What is required = Repeat every line of the data exactly, but not the pictures.

Supplied information =

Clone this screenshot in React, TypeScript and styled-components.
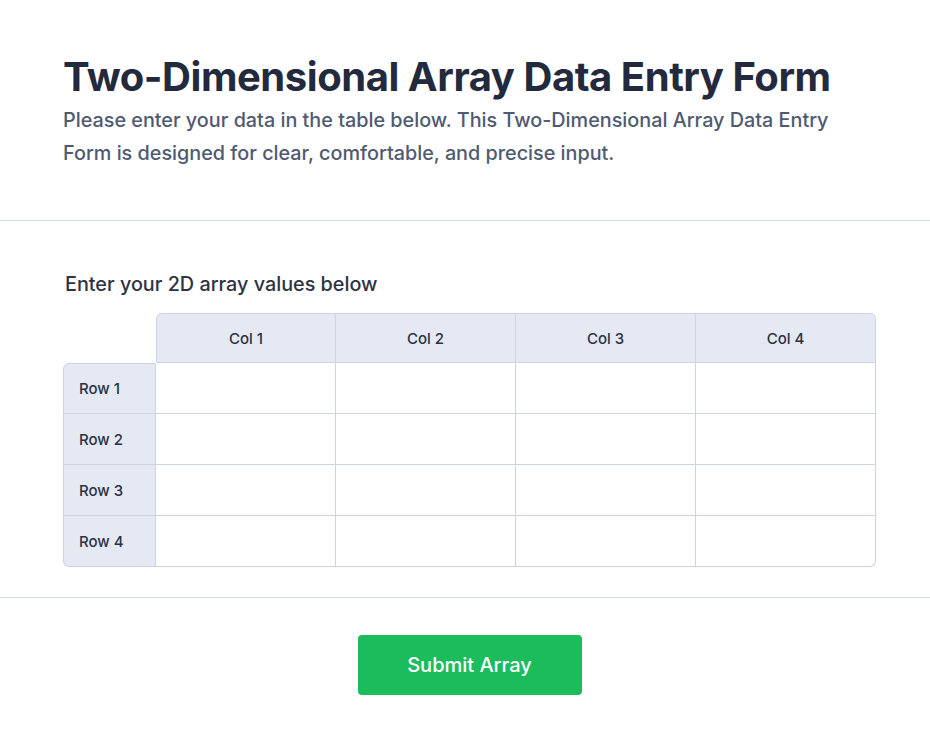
import styled, { createGlobalStyle } from 'styled-components';

const GlobalStyle = createGlobalStyle`
  * {
    box-sizing: border-box;
  }
  body {
    background: #fff;
    font-family: Inter, "Noto Sans", sans-serif;
    margin: 0;
  }
`;

const StyledPage = styled.main`
  display: flex;
  flex-direction: column;
  min-height: 744px;
`;

const StyledSection = styled.section<{ $top: number; $bottom: number; $border?: boolean }>`
  border-bottom: ${({ $border }) => ($border ? '1px solid #d6dae6' : 'none')};
  padding: ${({ $top, $bottom }) => `${$top}px 54px ${$bottom}px 63px`};
`;

const StyledTitle = styled.h1`
  color: #232a3d;
  font-size: 40px;
  font-weight: 700;
  letter-spacing: -0.45px;
  line-height: 48px;
  margin: 0 0 3px;
`;

const StyledIntro = styled.p`
  color: #4f5a71;
  font-size: 19.8px;
  font-weight: 500;
  line-height: 33px;
  margin: 0;
  max-width: 790px;
`;

const StyledLabel = styled.h2`
  color: #2d3342;
  font-size: 19.8px;
  font-weight: 500;
  line-height: 30px;
  margin: 0 0 14px 2px;
`;

const StyledGrid = styled.div`
  display: grid;
  grid-template-columns: 93px repeat(4, 180px);
  grid-template-rows: 50px repeat(4, 51px);
`;

const StyledCorner = styled.div``;

const StyledColHead = styled.div<{ $first?: boolean; $last?: boolean }>`
  align-items: center;
  background: #e5e9f4;
  border-bottom: 1px solid #cdd3e3;
  border-left: ${({ $first }) => ($first ? '1px solid #cdd3e3' : 'none')};
  border-right: 1px solid #cdd3e3;
  border-top: 1px solid #cdd3e3;
  border-radius: ${({ $first, $last }) =>
    $first ? '6px 0 0 0' : $last ? '0 6px 0 0' : '0'};
  color: #2a3142;
  display: flex;
  font-size: 15px;
  font-weight: 500;
  justify-content: center;
`;

const StyledRowHead = styled.div<{ $first?: boolean; $last?: boolean }>`
  align-items: center;
  background: #e5e9f4;
  border-bottom: 1px solid #cdd3e3;
  border-left: 1px solid #cdd3e3;
  border-right: 1px solid #cdd3e3;
  border-top: ${({ $first }) => ($first ? '1px solid #cdd3e3' : 'none')};
  border-radius: ${({ $first, $last }) =>
    $first ? '6px 0 0 0' : $last ? '0 0 0 6px' : '0'};
  color: #2a3142;
  display: flex;
  font-size: 15px;
  font-weight: 500;
  padding-left: 15px;
`;

const StyledCell = styled.div<{ $corner?: boolean }>`
  border-bottom: 1px solid #cdd3e3;
  border-bottom-right-radius: ${({ $corner }) => ($corner ? '6px' : '0')};
  border-right: 1px solid #cdd3e3;
  display: flex;
`;

const StyledInput = styled.input`
  background: transparent;
  border: none;
  color: #232a3d;
  font: inherit;
  font-size: 15px;
  height: 100%;
  outline: none;
  padding: 0 12px;
  width: 100%;
`;

const StyledFooter = styled.div`
  display: flex;
  justify-content: center;
  padding: 37px 54px 0 63px;
`;

const StyledButton = styled.button.attrs({ type: 'button' })`
  background: #1bbc5c;
  border: none;
  border-radius: 4px;
  color: #fff;
  cursor: pointer;
  font-family: Inter, "Noto Sans", sans-serif;
  font-size: 20px;
  font-weight: 500;
  height: 60px;
  width: 224px;
`;

const columns = ['Col 1', 'Col 2', 'Col 3', 'Col 4'];
const rows = ['Row 1', 'Row 2', 'Row 3', 'Row 4'];

const ArrayGrid = () => (
  <StyledGrid role="table">
    <StyledCorner />
    {columns.map((col, i) => (
      <StyledColHead key={col} $first={i === 0} $last={i === columns.length - 1}>
        {col}
      </StyledColHead>
    ))}
    {rows.map((row, r) => [
      <StyledRowHead key={row} $first={r === 0} $last={r === rows.length - 1}>
        {row}
      </StyledRowHead>,
      ...columns.map((col, c) => (
        <StyledCell
          key={`${row}-${col}`}
          $corner={r === rows.length - 1 && c === columns.length - 1}
        >
          <StyledInput aria-label={`${row} ${col}`} />
        </StyledCell>
      ))
    ])}
  </StyledGrid>
);

const App = () => (
  <>
    <GlobalStyle />
    <StyledPage>
      <StyledSection $top={53} $bottom={50} $border>
        <StyledTitle>Two-Dimensional Array Data Entry Form</StyledTitle>
        <StyledIntro>
          Please enter your data in the table below. This Two-Dimensional Array Data Entry
          Form is designed for clear, comfortable, and precise input.
        </StyledIntro>
      </StyledSection>
      <StyledSection $top={48} $bottom={30} $border>
        <StyledLabel>Enter your 2D array values below</StyledLabel>
        <ArrayGrid />
      </StyledSection>
      <StyledFooter>
        <StyledButton>Submit Array</StyledButton>
      </StyledFooter>
    </StyledPage>
  </>
);

export default App;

Reply to the exercise =
Clone this screenshot in React, TypeScript and styled-components.
import styled, { createGlobalStyle } from 'styled-components';

const GlobalStyle = createGlobalStyle`
  * {
    box-sizing: border-box;
  }
  body {
    background: #fff;
    font-family: Inter, "Noto Sans", sans-serif;
    margin: 0;
  }
`;

const StyledPage = styled.main`
  display: flex;
  flex-direction: column;
  min-height: 744px;
`;

const StyledSection = styled.section<{ $top: number; $bottom: number; $border?: boolean }>`
  border-bottom: ${({ $border }) => ($border ? '1px solid #d6dae6' : 'none')};
  padding: ${({ $top, $bottom }) => `${$top}px 54px ${$bottom}px 63px`};
`;

const StyledTitle = styled.h1`
  color: #232a3d;
  font-size: 40px;
  font-weight: 700;
  letter-spacing: -0.45px;
  line-height: 48px;
  margin: 0 0 3px;
`;

const StyledIntro = styled.p`
  color: #4f5a71;
  font-size: 19.8px;
  font-weight: 500;
  line-height: 33px;
  margin: 0;
  max-width: 790px;
`;

const StyledLabel = styled.h2`
  color: #2d3342;
  font-size: 19.8px;
  font-weight: 500;
  line-height: 30px;
  margin: 0 0 14px 2px;
`;

const StyledGrid = styled.div`
  display: grid;
  grid-template-columns: 93px repeat(4, 180px);
  grid-template-rows: 50px repeat(4, 51px);
`;

const StyledCorner = styled.div``;

const StyledColHead = styled.div<{ $first?: boolean; $last?: boolean }>`
  align-items: center;
  background: #e5e9f4;
  border-bottom: 1px solid #cdd3e3;
  border-left: ${({ $first }) => ($first ? '1px solid #cdd3e3' : 'none')};
  border-right: 1px solid #cdd3e3;
  border-top: 1px solid #cdd3e3;
  border-radius: ${({ $first, $last }) =>
    $first ? '6px 0 0 0' : $last ? '0 6px 0 0' : '0'};
  color: #2a3142;
  display: flex;
  font-size: 15px;
  font-weight: 500;
  justify-content: center;
`;

const StyledRowHead = styled.div<{ $first?: boolean; $last?: boolean }>`
  align-items: center;
  background: #e5e9f4;
  border-bottom: 1px solid #cdd3e3;
  border-left: 1px solid #cdd3e3;
  border-right: 1px solid #cdd3e3;
  border-top: ${({ $first }) => ($first ? '1px solid #cdd3e3' : 'none')};
  border-radius: ${({ $first, $last }) =>
    $first ? '6px 0 0 0' : $last ? '0 0 0 6px' : '0'};
  color: #2a3142;
  display: flex;
  font-size: 15px;
  font-weight: 500;
  padding-left: 15px;
`;

const StyledCell = styled.div<{ $corner?: boolean }>`
  border-bottom: 1px solid #cdd3e3;
  border-bottom-right-radius: ${({ $corner }) => ($corner ? '6px' : '0')};
  border-right: 1px solid #cdd3e3;
  display: flex;
`;

const StyledInput = styled.input`
  background: transparent;
  border: none;
  color: #232a3d;
  font: inherit;
  font-size: 15px;
  height: 100%;
  outline: none;
  padding: 0 12px;
  width: 100%;
`;

const StyledFooter = styled.div`
  display: flex;
  justify-content: center;
  padding: 37px 54px 0 63px;
`;

const StyledButton = styled.button.attrs({ type: 'button' })`
  background: #1bbc5c;
  border: none;
  border-radius: 4px;
  color: #fff;
  cursor: pointer;
  font-family: Inter, "Noto Sans", sans-serif;
  font-size: 20px;
  font-weight: 500;
  height: 60px;
  width: 224px;
`;

const columns = ['Col 1', 'Col 2', 'Col 3', 'Col 4'];
const rows = ['Row 1', 'Row 2', 'Row 3', 'Row 4'];

const ArrayGrid = () => (
  <StyledGrid role="table">
    <StyledCorner />
    {columns.map((col, i) => (
      <StyledColHead key={col} $first={i === 0} $last={i === columns.length - 1}>
        {col}
      </StyledColHead>
    ))}
    {rows.map((row, r) => [
      <StyledRowHead key={row} $first={r === 0} $last={r === rows.length - 1}>
        {row}
      </StyledRowHead>,
      ...columns.map((col, c) => (
        <StyledCell
          key={`${row}-${col}`}
          $corner={r === rows.length - 1 && c === columns.length - 1}
        >
          <StyledInput aria-label={`${row} ${col}`} />
        </StyledCell>
      ))
    ])}
  </StyledGrid>
);

const App = () => (
  <>
    <GlobalStyle />
    <StyledPage>
      <StyledSection $top={53} $bottom={50} $border>
        <StyledTitle>Two-Dimensional Array Data Entry Form</StyledTitle>
        <StyledIntro>
          Please enter your data in the table below. This Two-Dimensional Array Data Entry
          Form is designed for clear, comfortable, and precise input.
        </StyledIntro>
      </StyledSection>
      <StyledSection $top={48} $bottom={30} $border>
        <StyledLabel>Enter your 2D array values below</StyledLabel>
        <ArrayGrid />
      </StyledSection>
      <StyledFooter>
        <StyledButton>Submit Array</StyledButton>
      </StyledFooter>
    </StyledPage>
  </>
);

export default App;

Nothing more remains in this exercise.